Important new robotics work published in Science


So ETH has a really interesting new result that just came out a couple of days ago. They have a youtube video summarizing it here:

This result addresses what is probably the most significant obstacle to using RL in complex control robotics applications today: the “sim 2 real” problem. RL has demonstrated that, at least in simulation, it can provide solutions to complex control problems that are dramatically better than conventional approaches. RL is so much better, in fact, that if the simulation results can be translated to real robots it will finally enable capabilities that have been long sought but not yet won. Amongst these capabilities is legged robots that can move around in the world with the grace and efficiency that we associate with living creatures.

But getting similar results with physical robots has proved elusive. RL today is trained in simulation because of sample efficiency issues combined with the cost advantages and flexibility of virtual training environments. But a control policy learned in simulation will only work in an identical physical robot in an identical environment unless a lot of effort goes into making the control policy robust against variation. That robustness costs a lot in terms of development time and computation and often results in policies which are too conservative to be efficient in the real world. And creating simulations that capture all the complex nonlinear dynamics of real robot bodies has been impossible for all but the simplest of robots.

What ETH has done here is to add an extra layer to the simulation process by training a small neural network to mimic the nonlinear dynamics of the most difficult control elements - the actuators in the robot body. This turns out to be easy to do and can be done with just a few minutes of data taken from a real actuator. Including that pre-trained network in the simulated model of the robot body allows the straightforward training of a control policy that can be translated to the real robot with no modifications and which works on the first try.

This is a really important result. I won’t call it a breakthrough because the idea has been around for a while and ETH is just the first group to get it built and demonstrate it on a real robot. But the physical demonstration of the technique shows that ‘sim 2 real’ can be dealt with effectively and opens the door to dramatic advances in robot control over the next couple of years.

Not only does ETH show that they can transfer a pure RL policy straight into a robot body, they show that the resulting control system performs well beyond what state-of-the-art model based controllers.

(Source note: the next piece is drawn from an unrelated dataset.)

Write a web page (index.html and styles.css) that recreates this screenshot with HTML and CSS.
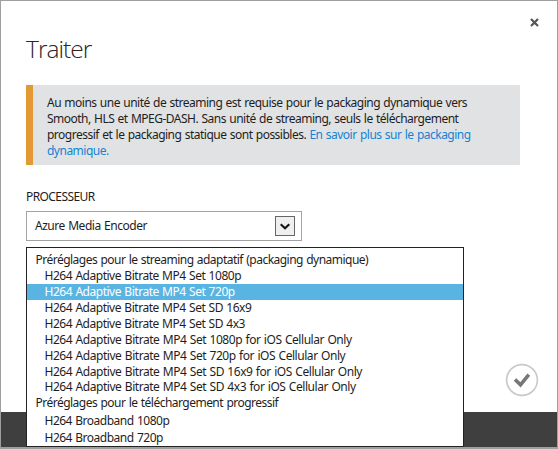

One thing that is nice about robot body control as a problem is that anybody can look at the resulting movement and judge it pretty well because we are all familiar with how animals move, and animal movement is a really good benchmark. If you look at a dog sized robot and see unnatural movement it’s probably because the control algorithm is brittle or limited. With that in mind please look at this video that compares the ETH RL policy to a state of the art model based controller:

The difference is quite clear - the RL policy, despite having been learned on a simulated body in a simulated environment with zero hand tuning required is dramatically more natural than the hand-built hand-tuned model based controller.


I asked my partner her opinion on the learned vs model-based video to get a layman’s perspective. She said that the model-based controller reminded her of a jogger at a stoplight.

Had to share that imagery


It’s honestly hard to tell which one is better with no understanding of the agent’s goals in that situation. Let’s see them navigate an obstacle course, or even just walk on some hilly terrain.

The learned policy kind of looks like an old dog with arthritis, whereas the model-based controller looks like an excited puppy. Initially I thought the RL policy was the classical controller and vice versa.

The explanation in the main video is helpful. They explain that the learned policy is more precise and uses less power. They also say the learned policy is 25% faster, and can get up from any fall position they tested. (How good is the model-based controller at getting up from falls?)

Crazy that it would take under 12 hours to train this robot on a normal desktop PC. Compare that to OpenAI Five, which trained for weeks on 1,000 GPUs and 100,000 CPU cores. (Source.)

I really want a Star Wars-like world filled with droids. Factory droids, firefighter droids, cleaning droids, droids that help people with limited mobility, etc. A next step would be applying this sort of RL technique to fine motor control. Apparently this is what factory robots and warehouse robots continue to struggle with.

But OpenAI did that using domain randomization because they said it was too hard to model the physics of contact forces. Has anyone tried to use supervised learning to learn a model of contact forces, like how this robot learned a model of its actuators?